In negotiating a contract, the value brought in by the Post should be fairly recognized. While the MTOs would generally provide technology, training, and an international network of agents, the Post would likely be making available to the MTO one of the largest distribution networks within the country. From this position of strength, the Post should demand that the partnership is equal and the MTO contributes to it including by providing: (i) adequate support to meet specific technology requirements imposed by the MTO, (ii) training for the Post’s staff, (iii) funding for any investment and warrant of a fair return within a reasonable amount of time, (iv) fair compensation on the basis of market practices for any marketing or advertising the Post may be required to implement within the contract terms.

General Principle 5: governance and risk management

The Post should implement appropriate governance and risk management practices and, by the same token, take the necessary partner due diligence measure to ensure appropriate practices are adopted by the MTO it intends to partner with. This can significantly improve the safety and soundness of remittance services provided by the population and reduce the risk of incidents, whose occurrence would also undermine customer trust.
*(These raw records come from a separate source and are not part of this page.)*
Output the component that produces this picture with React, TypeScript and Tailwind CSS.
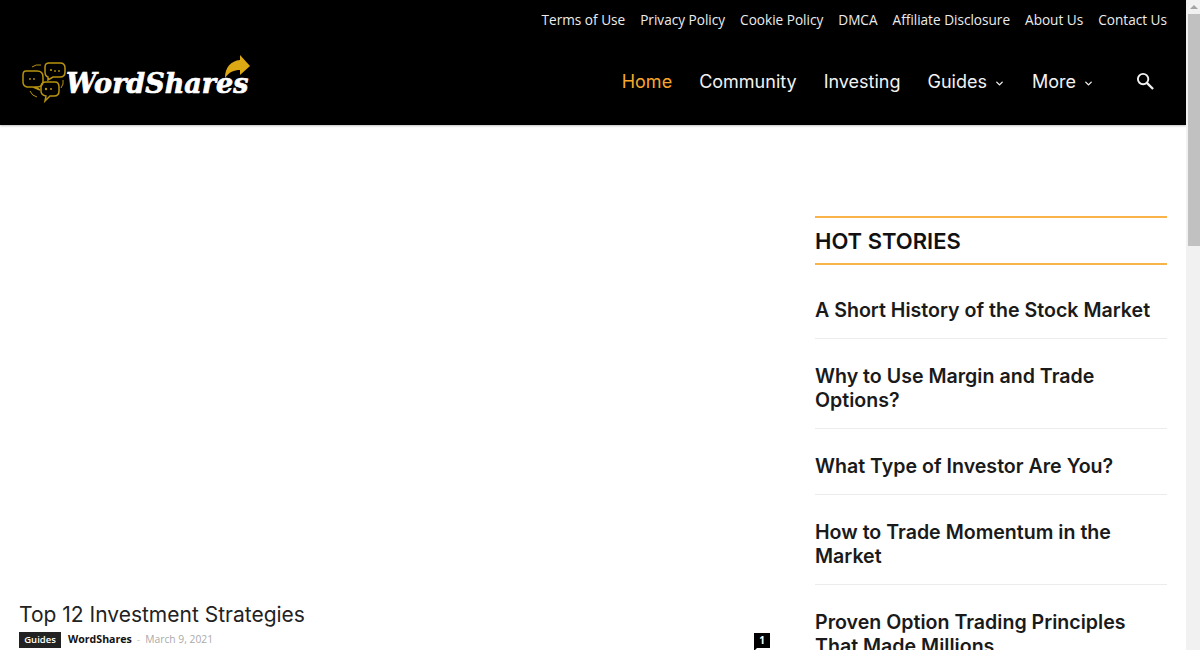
import { ChevronDown } from "lucide-react";

const topLinks = ["Terms of Use", "Privacy Policy", "Cookie Policy", "DMCA", "Affiliate Disclosure", "About Us", "Contact Us"];

const stories = [
  "A Short History of the Stock Market",
  "Why to Use Margin and Trade Options?",
  "What Type of Investor Are You?",
  "How to Trade Momentum in the Market",
  "Proven Option Trading Principles That Made Millions",
];

function Logo() {
  return (
    <div className="flex items-end relative w-[230px] h-[50px] ml-[1px]">
      <svg width="44" height="42" viewBox="0 0 44 42" fill="none" stroke="#b8930f" strokeWidth="1.5" className="shrink-0 mb-[1px]">
        <path d="M4 9h11q6 0 6 6v4q0 6-6 6h-1l4 3-7-3H5q-4-1-4-5v-7q0-4 3-4z" />
        <path d="M26 1h12q5 0 5 5v4q0 5-5 5H31l-5 3v-3q-3-1-3-5V5q0-4 4-4z" />
        <path d="M24 20h9q4 0 4 5v4q0 5-5 5h-4l-5 5 1-5q-5-1-5-5v-4q0-5 5-5z" />
        <path d="M10 5q4-3 9-2M8 29q2 5 7 6M41 18q1 4-2 8" strokeWidth="1" />
        <g fill="#b8930f" stroke="none">
          <circle cx="8" cy="17" r="0.9" /><circle cx="12" cy="17" r="0.9" />
          <circle cx="29" cy="8" r="1.1" /><circle cx="33" cy="9" r="0.9" /><circle cx="37" cy="9" r="0.9" />
          <circle cx="24" cy="27" r="1.2" /><circle cx="29" cy="27" r="1" />
        </g>
      </svg>
      <span className="font-['DejaVu_Serif',serif] font-bold italic text-[27px] leading-none text-white [-webkit-text-stroke:0.7px_white] mb-[8px]">
        WordShares
      </span>
      <svg width="26" height="23" viewBox="0 0 26 23" className="absolute right-[1px] top-0" fill="#dca814">
        <path d="M0 23C0 12 6 6 15 5V0l10 11-10 9v-5C9 15 4 17 0 23z" />
      </svg>
    </div>
  );
}

function NavItem({ label, active, caret }: { label: string; active?: boolean; caret?: boolean }) {
  return (
    <a className={`flex items-center text-[18px] leading-[26px] ${active ? "text-[#f9a72c]" : "text-[#f2f2f2]"}`}>
      {label}
      {caret && <ChevronDown size={11} strokeWidth={3} className="ml-[7px] mt-[2px]" />}
    </a>
  );
}

export default function App() {
  return (
    <div className="flex w-[1200px] h-[650px] overflow-hidden bg-white font-['Inter',sans-serif]">
      <div className="w-[1186px] shrink-0 flex flex-col">
        {/* Header */}
        <header className="h-[125px] bg-black flex flex-col shrink-0 pr-[19px] pl-[21px] shadow-[0_1px_2px_rgba(0,0,0,0.25)]">
          <div className="flex justify-end gap-[15px] pt-[10px] font-['Open_Sans',sans-serif] text-[13.6px] leading-[19px] text-[#ececec]">
            {topLinks.map((l) => (
              <a key={l}>{l}</a>
            ))}
          </div>
          <div className="flex items-center justify-between mt-[26px]">
            <Logo />
            <nav className="flex items-center gap-[27px] mr-[13px] mt-[4px]">
              <NavItem label="Home" active />
              <NavItem label="Community" />
              <NavItem label="Investing" />
              <NavItem label="Guides" caret />
              <NavItem label="More" caret />
              <svg width="18" height="18" viewBox="0 0 19 19" fill="none" stroke="#f2f2f2" strokeWidth="2" className="ml-[15px] mb-[2px]">
                <circle cx="7.5" cy="7.5" r="5.5" />
                <path d="M11.5 11.5 18 18" strokeWidth="2.4" />
              </svg>
            </nav>
          </div>
        </header>

        {/* Content */}
        <div className="flex pl-[19px] pr-[19px] flex-1 min-h-0">
          <main className="w-[751px] shrink-0 pt-[477px]">
            <h2 className="text-[21px] leading-[26px] text-[#222]">Top 12 Investment Strategies</h2>
            <div className="flex items-center mt-[4px] h-[16px] font-['Open_Sans',sans-serif]">
              <span className="bg-[#222] text-white text-[9.5px] font-semibold h-[16px] leading-[16px] w-[42px] text-center">Guides</span>
              <span className="ml-[7px] text-[10.6px] font-bold text-[#111]">WordShares</span>
              <span className="ml-[5px] text-[10.5px] text-[#ccc]">-</span>
              <span className="ml-[5px] text-[10.3px] text-[#aaa]">March 9, 2021</span>
              <span className="ml-auto relative bg-black text-white text-[10px] font-bold w-[16px] h-[15px] leading-[15px] text-center">
                1
                <span className="absolute left-0 top-full w-0 h-0 border-t-[3px] border-r-[3px] border-t-black border-r-transparent" />
              </span>
            </div>
          </main>
          <aside className="ml-[45px] w-[352px] pt-[91px]">
            <div className="border-y-2 border-[#f9b348] h-[49px] flex items-center">
              <h3 className="text-[22px] font-semibold text-[#111] leading-none">HOT STORIES</h3>
            </div>
            <div className="mt-[20px]">
              {stories.map((s) => (
                <div key={s} className="border-b border-[#ececec] pt-[13px] pb-[16px] mb-[12px] text-[19.6px] font-semibold leading-[24px] text-[#1a1a1a]">
                  {s}
                </div>
              ))}
            </div>
          </aside>
        </div>
      </div>

      {/* Scrollbar */}
      <div className="w-[14px] bg-[#f1f1f1] flex flex-col items-center pl-[2px]">
        <div className="h-[14px] flex items-center">
          <span className="w-0 h-0 border-x-[4px] border-x-transparent border-b-[4px] border-b-[#a3a3a3]" />
        </div>
        <div className="w-full h-[232px] bg-[#c1c1c1]" />
      </div>
    </div>
  );
}
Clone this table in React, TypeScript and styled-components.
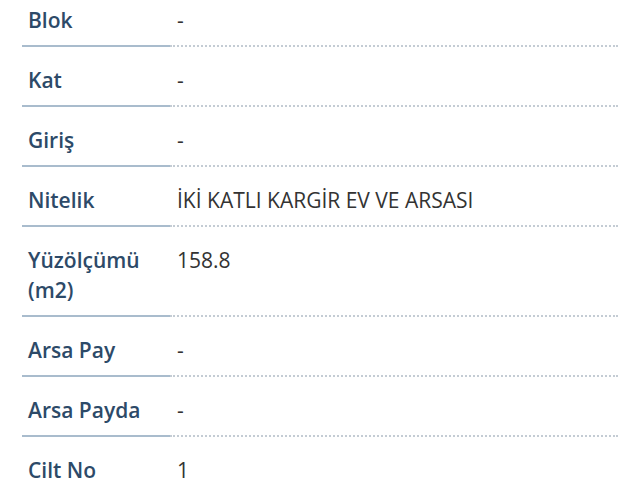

As is the case for the payments industry generally, the remittance industry faces legal, financial, operational, fraud and reputational risks. In establishing risk control measures, RSPs should conduct risk level assessments to ensure that proposed risk control measures are appropriate to the level of the risks and the size of the business generally. In doing so, they should as far as possible take appropriate steps to protect themselves and their customers against risks arising from their operations in different jurisdictions, in particular in those with shortcomings in their legal and regulatory framework.